Teraz już jest dla mnie jasnym, że zima wymaga od wędkującego zgrania precyzyjnie dobranej techniki z odpowiednią lokalizacją i właściwym czasem. Znając dobre miejsce, należy znaleźć w trakcie doby okno godzinowe, kiedy ryba staje się skłonna do żerowania i wydatku energetycznego na zdobycie pokarmu. Odnotowując raz sukces w tym zadaniu, zwiększamy szanse powodzenia kolejnych podejść, gdyż ta aktywność ryby zazwyczaj jest regularna i powtarzalna. Znalezienie okienka czasowego ryb na danym miejscu może być kwestią przypadku, gdy trafiamy nad wodę akurat w danej chwili, może być kwestią domysłów, gdy robimy założenia w oparciu o wiedzę z poprzednich sezonów, ale może być też kwestią obserwacji.
Dzisiaj spędziłem dzień nad stawem w Grzymalinie, próbując podejść ostatni raz w tym sezonie jesiotry, wykorzystując technikę feederową. Stacjonarne wędkarstwo w oczywisty sposób sprzyja w obserwacjach wody i znaków mówiących o zdarzeniach pod wodą. Kilka spławów, ich kształt, miejsce, kolejność, intensywność w pewnej chwili dały mi sygnał, że prawdopodobnie zaczęło się właśnie wspomniane okno godzinowe dla drapieżników czających się w tej lokalizacji.
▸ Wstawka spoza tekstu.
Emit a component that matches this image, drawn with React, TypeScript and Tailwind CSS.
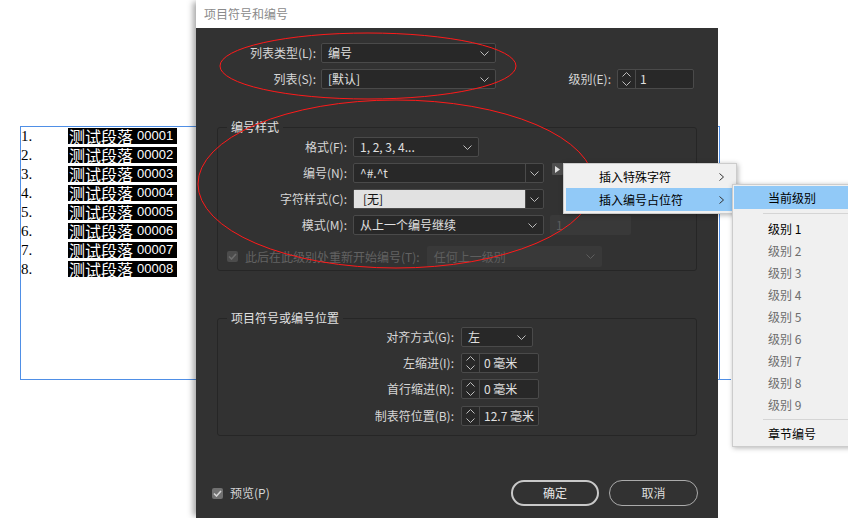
const ChevronDown = ({ c = "#bdbdbd" }: { c?: string }) => (
  <svg width="9" height="5" viewBox="0 0 9 5" className="shrink-0">
    <path d="M0.5 0.5 L4.5 4.5 L8.5 0.5" fill="none" stroke={c} strokeWidth="1" />
  </svg>
);

const ChevronUp = ({ c = "#bdbdbd" }: { c?: string }) => (
  <svg width="9" height="5" viewBox="0 0 9 5" className="shrink-0">
    <path d="M0.5 4.5 L4.5 0.5 L8.5 4.5" fill="none" stroke={c} strokeWidth="1" />
  </svg>
);

const ChevronRight = () => (
  <svg width="5" height="8" viewBox="0 0 5 8" className="shrink-0">
    <path d="M0.5 0.5 L4.5 4 L0.5 7.5" fill="none" stroke="#333" strokeWidth="1" />
  </svg>
);

const Check = ({ bg, c }: { bg: string; c: string }) => (
  <span className={`flex h-[11px] w-[11px] items-center justify-center rounded-[2px] ${bg}`}>
    <svg width="9" height="7" viewBox="0 0 9 7">
      <path d="M1 3.5 L3.5 6 L8 1" fill="none" stroke={c} strokeWidth="1.6" />
    </svg>
  </span>
);

const Select = ({ value, className = "", disabled = false }: { value: string; className?: string; disabled?: boolean }) => (
  <div
    className={`flex h-[20px] items-center justify-between rounded-[2px] border px-[6px] ${
      disabled ? "border-transparent bg-[#393939] text-[#5e5e5e]" : "border-[#4a4a4a] bg-[#282828] text-[#e0e0e0]"
    } ${className}`}
  >
    <span>{value}</span>
    <ChevronDown c={disabled ? "#5e5e5e" : "#bdbdbd"} />
  </div>
);

const Spinner = ({ value, className = "" }: { value: string; className?: string }) => (
  <div className={`flex h-[20px] rounded-[2px] border border-[#4a4a4a] bg-[#282828] text-[#e0e0e0] ${className}`}>
    <div className="flex w-[18px] flex-col items-center justify-center gap-[4px] border-r border-[#4a4a4a]">
      <ChevronUp />
      <ChevronDown />
    </div>
    <span className="pl-[4px] leading-[18px]">{value}</span>
  </div>
);

const Combo = ({ value, light = false }: { value: string; light?: boolean }) => (
  <div className="flex h-[20px] w-[191px] rounded-[2px] border border-[#4a4a4a] bg-[#282828]">
    <span className={`flex-1 leading-[18px] ${light ? "bg-[#e1e1e1] pl-[9px] text-[#111]" : "pl-[6px] text-[#e0e0e0]"}`}>{value}</span>
    <div className="flex w-[18px] items-center justify-center border-l border-[#4a4a4a]">
      <ChevronDown />
    </div>
  </div>
);

const levels = ["级别 1", "级别 2", "级别 3", "级别 4", "级别 5", "级别 6", "级别 7", "级别 8", "级别 9"];

export default function App() {
  return (
    <div className="relative h-[518px] w-[848px] overflow-hidden bg-white font-['Noto_Sans_CJK_SC',sans-serif] text-[12px] leading-[16px]">
      {/* document page behind the dialog */}
      <div className="relative ml-[20px] mt-[126px] h-[254px] w-[700px] border border-[#4f8fe6] pt-[1px] after:absolute after:-bottom-px after:left-full after:h-px after:w-[12px] after:bg-[#4f8fe6]">
        {[1, 2, 3, 4, 5, 6, 7, 8].map((n) => (
          <div key={n} className="flex h-[19px] items-start">
            <span className="w-[47px] font-['Liberation_Serif',serif] text-[15px] leading-[17px] text-black">{n}.</span>
            <span className="flex h-[16px] w-[109px] items-center bg-black pl-[1px] text-white">
              <span className="text-[16px] leading-[16px]">测试段落</span>
              <span className="ml-[4px] font-['Liberation_Sans',sans-serif] text-[13px] leading-[16px]">0000{n}</span>
            </span>
          </div>
        ))}
      </div>

      {/* dialog window */}
      <div className="absolute left-[196px] top-0 flex h-[518px] w-[522px] flex-col shadow-[-5px_0_6px_-2px_rgba(0,0,0,0.35)]">
        <div className="flex h-[28px] items-center bg-white pl-[8px] text-[#8a8a8a]">项目符号和编号</div>
        <div className="flex flex-1 flex-col bg-[#323232] pt-[15px] text-[#d6d6d6]">
          <div className="flex h-[20px] items-center">
            <span className="w-[120px] text-right">列表类型(L):</span>
            <Select value="编号" className="ml-[5px] w-[175px]" />
          </div>
          <div className="mt-[6px] flex h-[20px] items-center">
            <span className="w-[120px] text-right">列表(S):</span>
            <Select value="[默认]" className="ml-[5px] w-[175px]" />
            <span className="w-[115px] text-right">级别(E):</span>
            <Spinner value="1" className="ml-[6px] w-[77px]" />
          </div>

          <fieldset className="mx-[21px] mt-[30px] rounded-[3px] border border-[#262626] px-0 pb-[3px] pt-[2px]">
            <legend className="ml-[9px] px-[4px] leading-[16px] text-[#e0e0e0]">编号样式</legend>
            <div className="flex h-[20px] items-center">
              <span className="w-[129px] text-right">格式(F):</span>
              <Select value="1, 2, 3, 4..." className="ml-[6px] w-[126px]" />
            </div>
            <div className="mt-[6px] flex h-[20px] items-center">
              <span className="w-[129px] text-right">编号(N):</span>
              <div className="ml-[6px]">
                <Combo value="^#.^t" />
              </div>
              <span className="ml-[8px] flex h-[12px] w-[11px] items-center justify-center self-start rounded-[1px] bg-[#4e4e4e]">
                <svg width="5" height="7" viewBox="0 0 5 7">
                  <path d="M0 0 L5 3.5 L0 7 Z" fill="#e0e0e0" />
                </svg>
              </span>
            </div>
            <div className="mt-[6px] flex h-[20px] items-center">
              <span className="w-[129px] text-right">字符样式(C):</span>
              <div className="ml-[6px]">
                <Combo value="[无]" light />
              </div>
            </div>
            <div className="mt-[6px] flex h-[20px] items-center">
              <span className="w-[129px] text-right">模式(M):</span>
              <Select value="从上一个编号继续" className="ml-[6px] w-[191px]" />
              <span className="ml-[6px] h-[20px] w-[81px] rounded-[2px] bg-[#393939] pl-[6px] leading-[20px] text-[#5e5e5e]">1</span>
            </div>
            <div className="mt-[11px] flex h-[21px] items-center pl-[9px] text-[#626262]">
              <Check bg="bg-[#4c4c4c]" c="#6e6e6e" />
              <span className="ml-[7px]">此后在此级别处重新开始编号(T):</span>
              <Select value="任何上一级别" disabled className="ml-[7px] h-[21px] w-[175px]" />
            </div>
          </fieldset>

          <fieldset className="mx-[21px] mt-[39px] rounded-[3px] border border-[#262626] px-0 pb-[9px] pt-[1px]">
            <legend className="ml-[9px] px-[4px] leading-[16px] text-[#e0e0e0]">项目符号或编号位置</legend>
            <div className="flex h-[20px] items-center">
              <span className="w-[236px] text-right">对齐方式(G):</span>
              <Select value="左" className="ml-[7px] w-[72px]" />
            </div>
            <div className="mt-[6px] flex h-[20px] items-center">
              <span className="w-[236px] text-right">左缩进(I):</span>
              <Spinner value="0 毫米" className="ml-[7px] w-[78px]" />
            </div>
            <div className="mt-[6px] flex h-[20px] items-center">
              <span className="w-[236px] text-right">首行缩进(R):</span>
              <Spinner value="0 毫米" className="ml-[7px] w-[78px]" />
            </div>
            <div className="mt-[7px] flex h-[20px] items-center">
              <span className="w-[236px] text-right">制表符位置(B):</span>
              <Spinner value="12.7 毫米" className="ml-[7px] w-[78px]" />
            </div>
          </fieldset>

          <div className="mt-[44px] flex items-center pl-[16px] pr-[20px]">
            <Check bg="bg-[#717171]" c="#d4d4d4" />
            <span className="ml-[7px]">预览(P)</span>
            <div className="ml-auto flex gap-[10px]">
              <button className="h-[26px] w-[88px] rounded-full border-2 border-[#c9c9c9] text-[#e6e6e6]">确定</button>
              <button className="h-[26px] w-[89px] rounded-full border border-[#ababab] text-[#dcdcdc]">取消</button>
            </div>
          </div>
        </div>
      </div>

      {/* red annotation ellipses */}
      <svg className="pointer-events-none absolute left-0 top-0" width="848" height="518">
        <ellipse cx="368" cy="66" rx="148" ry="33" fill="none" stroke="#ff1a1a" strokeWidth="1" />
        <ellipse cx="396" cy="184" rx="198" ry="84" fill="none" stroke="#ff1a1a" strokeWidth="1" />
      </svg>

      {/* context menu */}
      <div className="absolute left-[563px] top-[163px] w-[174px] border border-[#cccccc] bg-[#f0f0f0] p-[2px] text-black shadow-[1px_1px_5px_rgba(0,0,0,0.3)]">
        <div className="flex h-[22px] items-center pl-[33px] pr-[10px]">
          <span className="flex-1">插入特殊字符</span>
          <ChevronRight />
        </div>
        <div className="flex h-[23px] items-center bg-[#91c9f7] pl-[33px] pr-[10px]">
          <span className="flex-1">插入编号占位符</span>
          <ChevronRight />
        </div>
      </div>

      {/* submenu */}
      <div className="absolute left-[732px] top-[184px] w-[130px] border border-[#cccccc] bg-[#f0f0f0] py-[1px] pl-[1px] text-black shadow-[1px_1px_5px_rgba(0,0,0,0.3)]">
        <div className="flex h-[23px] items-center bg-[#91c9f7] pl-[34px]">当前级别</div>
        <div className="my-[4px] ml-[29px] h-px bg-[#d5d5d5]" />
        {levels.map((l, i) => (
          <div key={l} className={`flex h-[22px] items-center pl-[34px] ${i === 0 ? "text-black" : "text-[#6d6d6d]"}`}>
            {l}
          </div>
        ))}
        <div className="my-[3px] ml-[29px] h-px bg-[#d5d5d5]" />
        <div className="flex h-[22px] items-center pl-[34px]">章节编号</div>
      </div>
    </div>
  );
}
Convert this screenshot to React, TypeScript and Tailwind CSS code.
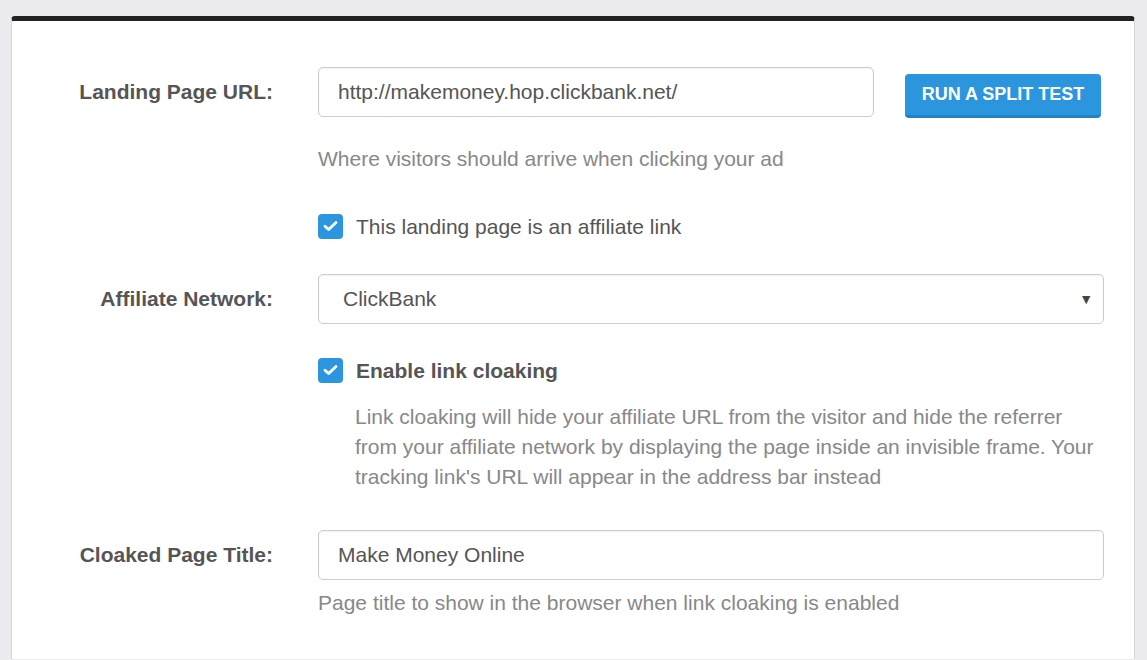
import React from "react";

function Check() {
  return (
    <span className="flex h-[25px] w-[25px] shrink-0 items-center justify-center rounded-[4px] bg-[#2b95de]">
      <svg width="15" height="12" viewBox="0 0 15 12" fill="none">
        <path d="M2 6.2l3.6 3.4L13 2.4" stroke="#fff" strokeWidth="2.8" strokeLinecap="round" strokeLinejoin="round" />
      </svg>
    </span>
  );
}

function Label({ children }: { children: React.ReactNode }) {
  return (
    <div className="flex h-[50px] w-[261px] shrink-0 items-center justify-end text-[21px] font-bold text-[#555]">
      {children}
    </div>
  );
}

const inputCls =
  "flex h-[50px] items-center rounded-[5px] border border-[#ccc] bg-white px-[19px] text-[21px] text-[#555] shadow-[inset_0_1px_2px_rgba(0,0,0,0.06)]";

export default function App() {
  return (
    <div
      className="min-h-[660px] bg-[#ececf0] px-[11px] pt-[16px]"
      style={{ fontFamily: '"Liberation Sans", Arial, sans-serif' }}
    >
      <div className="h-[643px] w-[1124px] overflow-hidden rounded-t-[4px] border-t-[5px] border-x border-t-[#222] border-x-[#d4d4d8] bg-white">
        <div className="pt-[46px] pr-[30px]">
          {/* Landing Page URL */}
          <div className="flex">
            <Label>Landing Page URL:</Label>
            <div className="ml-[45px] flex-1">
              <div className="flex items-start">
                <div className={inputCls + " w-[556px]"}>http://makemoney.hop.clickbank.net/</div>
                <button className="ml-[31px] mt-[7px] h-[44px] w-[196px] rounded-[4px] border-b-[3px] border-b-[#1f82c6] bg-[#2b95de] text-[18px] font-bold text-white">
                  RUN A SPLIT TEST
                </button>
              </div>
              <p className="mt-[26px] text-[21px] leading-[30px] text-[#888]">
                Where visitors should arrive when clicking your ad
              </p>
              <div className="mt-[37px] flex h-[30px] items-center gap-[13px] text-[21px] leading-[30px] text-[#555]">
                <Check />
                <span className="mt-[2px]">This landing page is an affiliate link</span>
              </div>
            </div>
          </div>

          {/* Affiliate Network */}
          <div className="mt-[33px] flex">
            <Label>Affiliate Network:</Label>
            <div className="ml-[45px] flex-1">
              <div className={inputCls + " justify-between pl-[24px] pr-[10px]"}>
                <span>ClickBank</span>
                <span className="text-[14px] text-[#444]">▼</span>
              </div>
              <div className="mt-[31px] flex h-[30px] items-center gap-[13px] text-[21px] font-bold leading-[30px] text-[#555]">
                <Check />
                <span className="mt-[2px]">Enable link cloaking</span>
              </div>
              <p className="mt-[17px] pl-[37px] text-[21px] leading-[30px] text-[#888]">
                Link cloaking will hide your affiliate URL from the visitor and hide the referrer from your affiliate
                network by displaying the page inside an invisible frame. Your tracking link's URL will appear in the
                address bar instead
              </p>
            </div>
          </div>

          {/* Cloaked Page Title */}
          <div className="mt-[38px] flex">
            <Label>Cloaked Page Title:</Label>
            <div className="ml-[45px] flex-1">
              <div className={inputCls}>Make Money Online</div>
              <p className="mt-[8px] text-[21px] leading-[30px] text-[#888]">
                Page title to show in the browser when link cloaking is enabled
              </p>
            </div>
          </div>
        </div>
      </div>
    </div>
  );
}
Spinningu w posiadanym pod ręką arsenale niestety nie było.
Wygrzebałem ze swojego bałaganu w aucie i torbach dwie gumy westina curlyteez 8,5cm, które dawno temu kupione nie dotarły do pudełka spinningowego, tylko szczęśliwie pozostały w schowku auta. Znalazłem też kilka główek 2,5g. Spinningiem natomiast stał się najdelikatniejszy kijek feederowy, jaki w tamtej chwili posiadałem przy sobie.